O livro de Pierrat está cheio de imagens, humor e sexo e incide sobre temas como a propriedade literária, a luta contra a censura, as reivindicações dos homossexuais, etc, dando da Justiça estatal uma imagem muito pouco complacente. A propósito dela fala-se por exemplo da arquitectura para impressionar, de toda a encenação processual, assim como da linguagem hermética que serve para melhor confundir: «A linguagem do Direito pertence à ordem do ritual, à teatralidade da justiça, tal como acontece com os trajes, os costumes e a disposição das salas de audiência»
Os profissionais da justiça não escapam às observações críticas do autor, e tanto os juízes, magistrados e advogados não escapam às suas invectivas, concluindo: «Invejam-se uns aos outros . Assim são as profissões do Direito».
Também não se coíbe de sugerir um remédio para a lentidão da justiça? «No fim do ano judicial, quando os magistrados tiverem que prestar contas à hierarquia sobre o número de processos já resolvidos,há que proceder a um verdadeiro abatimento dos litígios». Denuncia ainda a chamada «inflação legislativa» mostrando como as leis se sobrepõem uma às outras sem que os artigos obsoletos sejam eliminados: « Não toquem em nada, ou melhor, empilhem-se as leis, pois uma velha lei empoeirada sempre pode servir a qualquer momento».
O nosso autor mostra-se inquieto quanto às novas formas de censura, sob a máscara e por via dos grupos de pressão de carácter moralizador que têm normalmente um bom acolhimento junto dos tribunais.
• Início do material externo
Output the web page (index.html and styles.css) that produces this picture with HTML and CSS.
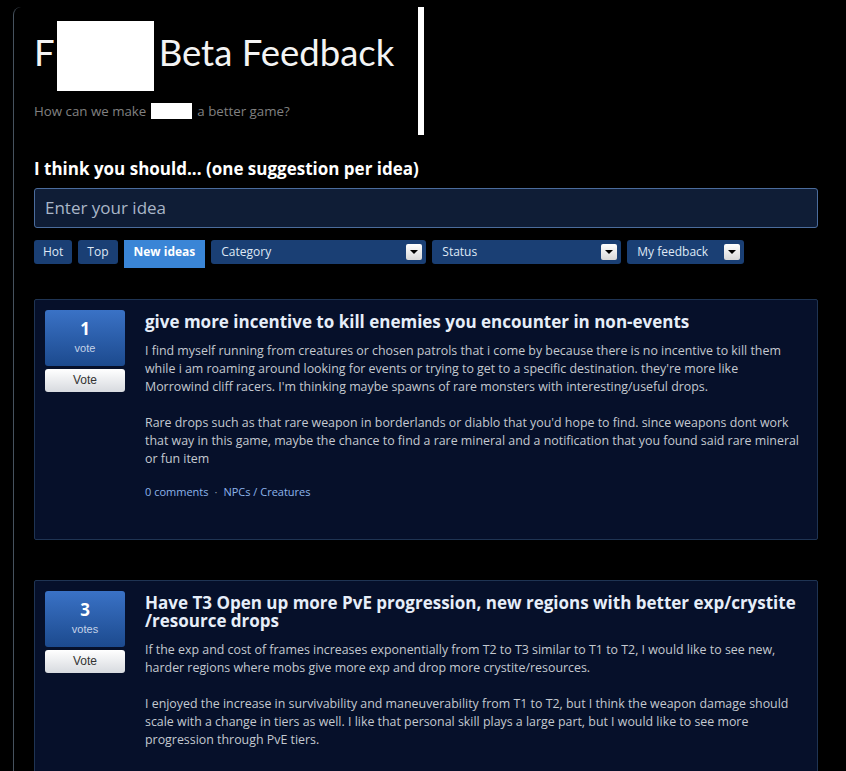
FILE: index.html
```html
<!DOCTYPE html>
<html>
<head>
<meta charset="utf-8">
<link rel="stylesheet" href="styles.css">
</head>
<body>
<div class="page">
  <div class="header">
    <h1 class="title"><span class="t-f">F</span><span class="mask mask-big"></span><span class="t-rest">Beta Feedback</span></h1>
    <p class="subtitle">How can we make <span class="mask mask-small"></span> a better game?</p>
  </div>
  <h2 class="prompt">I think you should... (one suggestion per idea)</h2>
  <div class="idea-input">Enter your idea</div>
  <div class="filters">
    <span class="tab">Hot</span>
    <span class="tab">Top</span>
    <span class="tab tab-active">New ideas</span>
    <span class="select sel-cat">Category<span class="arrow"></span></span>
    <span class="select sel-status">Status<span class="arrow"></span></span>
    <span class="select sel-mine">My feedback<span class="arrow"></span></span>
  </div>

  <div class="card">
    <div class="voter">
      <div class="count"><span class="num">1</span><span class="lbl">vote</span></div>
      <div class="vote-btn">Vote</div>
    </div>
    <div class="content">
      <h3 class="idea-title">give more incentive to kill enemies you encounter in non-events</h3>
      <p class="idea-text">I find myself running from creatures or chosen patrols that i come by because there is no incentive to kill them while i am roaming around looking for events or trying to get to a specific destination. they're more like Morrowind cliff racers. I'm thinking maybe spawns of rare monsters with interesting/useful drops.</p>
      <p class="idea-text">Rare drops such as that rare weapon in borderlands or diablo that you'd hope to find. since weapons dont work that way in this game, maybe the chance to find a rare mineral and a notification that you found said rare mineral or fun item</p>
      <p class="meta"><span class="link">0 comments</span><span class="dot">·</span><span class="link">NPCs / Creatures</span></p>
    </div>
  </div>

  <div class="card card-2">
    <div class="voter">
      <div class="count"><span class="num">3</span><span class="lbl">votes</span></div>
      <div class="vote-btn">Vote</div>
    </div>
    <div class="content">
      <h3 class="idea-title">Have T3 Open up more PvE progression, new regions with better exp/crystite /resource drops</h3>
      <p class="idea-text">If the exp and cost of frames increases exponentially from T2 to T3 similar to T1 to T2, I would like to see new, harder regions where mobs give more exp and drop more crystite/resources.</p>
      <p class="idea-text">I enjoyed the increase in survivability and maneuverability from T1 to T2, but I think the weapon damage should scale with a change in tiers as well. I like that personal skill plays a large part, but I would like to see more progression through PvE tiers.</p>
    </div>
  </div>
</div>
</body>
</html>
```
FILE: styles.css
```css
html, body {
  margin: 0;
  padding: 0;
  background: #000;
  height: 100%;
  overflow: hidden;
}
body {
  font-family: "Open Sans", Lato, sans-serif;
  color: #fff;
}
.page {
  margin-left: 13px;
  margin-top: 2px;
  border-left: 1px solid #46525e;
  border-top-left-radius: 8px;
  padding-left: 20px;
  width: 784px;
  min-height: 800px;
}
.header {
  width: 390px;
  border-right: 6px solid #fff;
  margin-top: 7px;
  height: 128px;
  box-sizing: border-box;
  padding-top: 14px;
}
.title {
  margin: 0;
  font-family: Lato, sans-serif;
  font-weight: 400;
  font-size: 36.5px;
  line-height: 70px;
  height: 70px;
  display: flex;
  align-items: flex-start;
  color: #f4f4f4;
}
.t-f { margin-right: 2px; line-height: 62px; }
.mask { display: inline-block; background: #fff; }
.mask-big { width: 97px; height: 70px; margin-right: 5px; }
.t-rest { line-height: 62px; }
.subtitle {
  margin: 12px 0 0;
  font-size: 13.3px;
  color: #808080;
  line-height: 16px;
  display: flex;
  align-items: center;
}
.mask-small { width: 41px; height: 16px; margin: 0 5px; }
.prompt {
  margin: 23px 0 0 0;
  font-size: 17px;
  font-weight: 700;
  line-height: 22px;
  color: #fff;
}
.idea-input {
  margin-top: 8px;
  height: 40px;
  box-sizing: border-box;
  border: 1px solid #4b6c9c;
  border-radius: 3px;
  background: #0f1d36;
  color: #a9b6c8;
  font-size: 17px;
  line-height: 38px;
  padding-left: 10px;
}
.filters {
  margin-top: 12px;
  display: flex;
  gap: 6px;
  align-items: flex-start;
}
.tab, .select {
  height: 24px;
  line-height: 24px;
  font-size: 12px;
  background: #1a3f74;
  color: #dfe8f4;
  border-radius: 3px;
  box-sizing: border-box;
  padding: 0 10px;
}
.tab { padding: 0 9px; }
.tab-active {
  background: #3a85d6;
  font-weight: 700;
  height: 28px;
  border-radius: 0;
  color: #fff;
  line-height: 24px;
  padding: 0 10px;
}
.select {
  display: flex;
  justify-content: space-between;
  align-items: center;
  padding-right: 4px;
}
.sel-cat { width: 215px; }
.sel-status { width: 189px; }
.sel-mine { width: 117px; }
.arrow {
  width: 16px;
  height: 16px;
  background: linear-gradient(#ffffff, #d8d8d8);
  border-radius: 2px;
  position: relative;
}
.arrow::after {
  content: "";
  position: absolute;
  left: 4px;
  top: 6px;
  border-left: 4px solid transparent;
  border-right: 4px solid transparent;
  border-top: 4px solid #000;
}
.card {
  margin-top: 31px;
  border: 1px solid #1f3453;
  border-radius: 2px;
  background: #06102a;
  display: flex;
  padding: 10px 10px 0;
  height: 241px;
  box-sizing: border-box;
}
.card-2 { margin-top: 40px; height: 240px; }
.voter {
  width: 80px;
  flex: none;
  margin-right: 20px;
}
.count {
  height: 56px;
  border-radius: 3px;
  background: linear-gradient(#3a72c6, #1c4a8e);
  display: flex;
  flex-direction: column;
  align-items: center;
  padding-top: 10px;
  box-sizing: border-box;
}
.num {
  font-weight: 700;
  font-size: 17px;
  line-height: 18px;
}
.lbl {
  font-family: "Liberation Sans", Arial, sans-serif;
  font-size: 11px;
  color: #c5d3e8;
  margin-top: 4px;
}
.vote-btn {
  margin-top: 3px;
  height: 23px;
  border-radius: 3px;
  background: linear-gradient(#ffffff, #d7dadf);
  color: #333;
  font-family: "Liberation Sans", Arial, sans-serif;
  font-size: 12px;
  line-height: 23px;
  text-align: center;
}
.content { flex: 1; padding-right: 4px; }
.idea-title {
  margin: 3px 0 0;
  font-size: 17px;
  font-weight: 700;
  line-height: 18px;
  color: #e6eef9;
}
.idea-text {
  margin: 11px 0 0;
  font-size: 12.4px;
  line-height: 18px;
  color: #c4c9d0;
}
.idea-text + .idea-text { margin-top: 18px; }
.meta {
  margin: 17px 0 0;
  font-size: 11px;
  line-height: 14px;
}
.link { color: #8db4ea; }
.dot { color: #8a96a8; margin: 0 6px; }
```
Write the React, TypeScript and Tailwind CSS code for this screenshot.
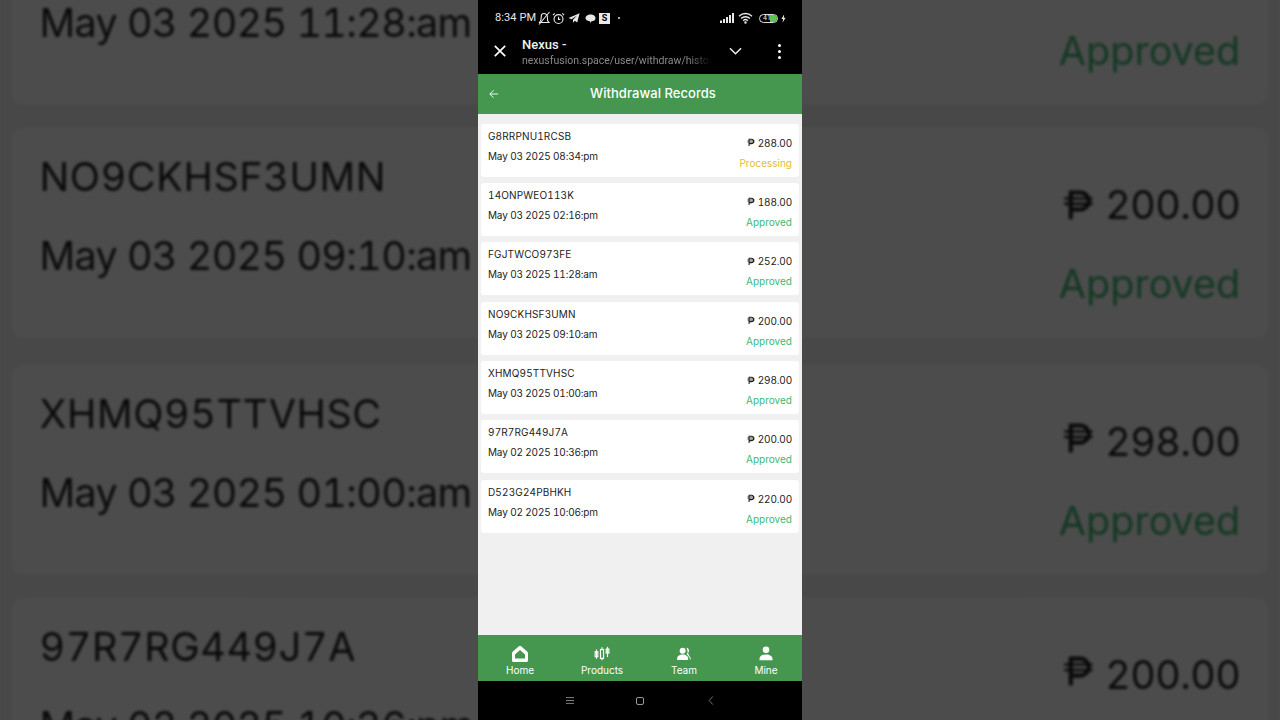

O advogadi deplora que o direito não seja utilizado para agitar as águas da sociedade, mas bem pelo contrário como mais um meio para travar as mudanças sociais.
Analisa-se ainda a verdadeira obsessão pelo sexo que hoje se regista nos assuntos judiciários, sempre segundo a óptica dos bons costumes, mas que acaba por se mostrar incoerente no modelo do código napoleónico seguido até hoje: «A lei não encara da mesma maneira as várias maneira da libido se expressar. As minorias sexuais e os «desviantes» não são iguais face à lei. Esta prefere os zoófilos aos pedófilos, os necrófilos aos violadores, os exibicionistas aos proxenetas…»
O livro está longe de constituir, na realiadade, um tradicional manual de direito. Nem era essa, assumidamente, a sua intenção. E muito menos era o de fazer uma teorização crítica do sistema jurídico moderno dos Estados-Nações. Mas não deixa imune as contradições e os impasses da justiça tal como hoje se pratica nos chamados Estados de Direito, e tudo isso com uma boa dose de humor e de iconoclastia visual.
ANTIMANUEL DE DROIT d'Emmanuel Pierrat. Ed. Bréal, 408 pages, 23 €.